L'adorazione di Bacco
Riferimento: | S45134 |
Autore | Anonimo |
Anno: | 1810 ca. |
Misure: | 140 x 190 mm |
Riferimento: | S45134 |
Autore | Anonimo |
Anno: | 1810 ca. |
Misure: | 140 x 190 mm |
Descrizione
Acquaforte, circa 1810/20, monogrammata in lastra in basso “P. I.” e “M.D.”.
Nel 1810, a Roma, circolò clandestinamente, senza autore, ma incisa da Bartolomeo Pinelli, La scuola di Priapo inventata da Giulio Romano, una serie di 20 incisioni all’acquaforte in cui Pinelli rielaborò i modelli cinquecenteschi, in sintonia con una licenziosità ispirata all’antico, tipica della cultura dell’epoca.
Il soggetto potrebbe derivare proprio da un’incisione di Pinelli, come lascia supporre il monogramma in basso a sinistra che potrebbe essere sciolto come Pinelli invenit. Tuttavia, questa opera non riproduce nessuna delle 20 tavole che compongono La scuola di Priapo; il soggetto, sebbene a sfondo erotico con le due donne completamente nude, è decisamente meno esplicito. Non siamo stati in grado di risalire all’autore dell’incisione, che si firma con il monogramma “M.D.”.
Nel margine bianco inferiore, ad inchiostro bruno, l’autore scrive: “Mi direte il vostro Sentimento, considerate però che è la prima opera che io abbia fatto in questo genere”.
Non abbiamo trovato tracce di questa incisione in nessun repertorio consultato.
“La serie, incisa ad acquaforte da Bartolomeo Pinelli (il nome dell'incisore è sostituito da puntini) comprende venti stampe di soggetto lascivo liberamente ispirate ai celeberrimi Modi incisi da Marcantonio su invenzioni giuliesche. Il clamoroso scandalo provocato da questa famosa serie di immagini erotiche offerte al pubblico non più in chiave mitologica, ma come disinibito accoppiamento tra un uomo e una donna, genera al tempo stesso un'enorme fama al suo inventore. A distanza di tre secoli Bartolomeo Pinelli, memore delle prodezze amatorie dei Modi, incide La scuola di Priapo, scanzonata e provocatoria esaltazione dell'amore fisico, dove le abilità erotiche delle cortigiane diventano occasione di irriverente ironia da parte dell'artista.

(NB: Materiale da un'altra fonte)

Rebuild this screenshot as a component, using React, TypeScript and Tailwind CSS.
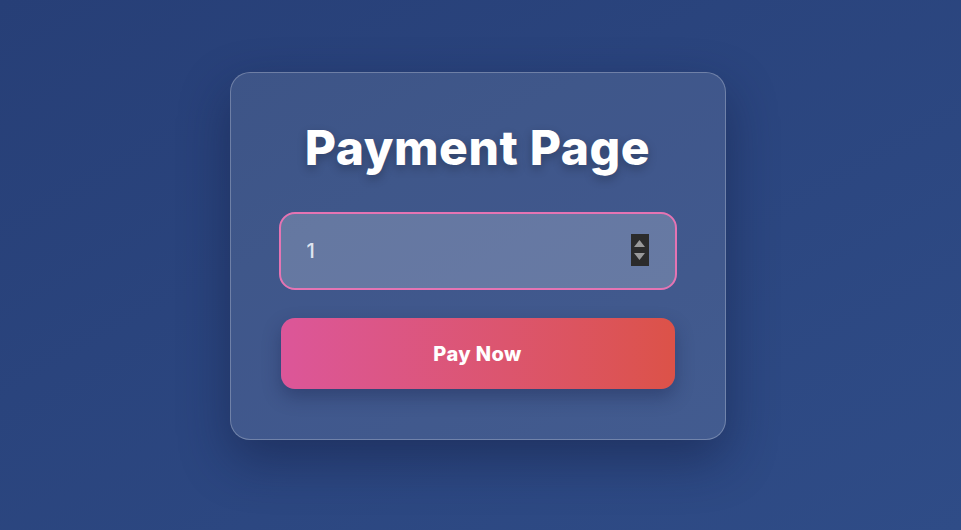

È curioso notare che quest’opera giovanile del Pinelli viene accolta con una sorte analoga a quella di Giulio. Racconta il Raggi che l'artista, dopo aver perso l'ospitalità offertagli dall'abate Levizzari, aveva trovato alloggio nel Caffè di piazza Sciarra, insieme ai garzoni di bottega. «Fu in questo tempo che il suo mal consigliato ingegno lo portò a copiare in disegno alcune sconvenienti pitture di Giulio Romano e le faceva vendere la sera dai garzoni medesimi. Ma poiché le arti non nacquero per guastare i costumi, ma sì per incivilirli ed abbellirli, le autorità non lo ripresero. Fu questa riprovevole licenza dei suoi primi anni, nella quale, però, egli si guardò bene, in avvenire, di più trascorrere». Le stampe sconvenienti hanno, come era prevedibile, un grandissimo successo di vendita, ma le autorità intervengono ammonendo l'artista, ordinando il sequestro delle copie e la distruzione dei rami. Nel catalogo delle opere del Pinelli, questa serie scandalosa di immagini non viene quasi mai citata, mentre la paternità delle invenzioni, attribuite dall'incisore a Giulio Romano, vuole prendere le distanze dal tema scabroso trattato e in qualche modo giustificarlo, chiamando in causa la prodigiosa fantasia del Pippi” (S. Massari, Giulio Romano, pp. 349-350).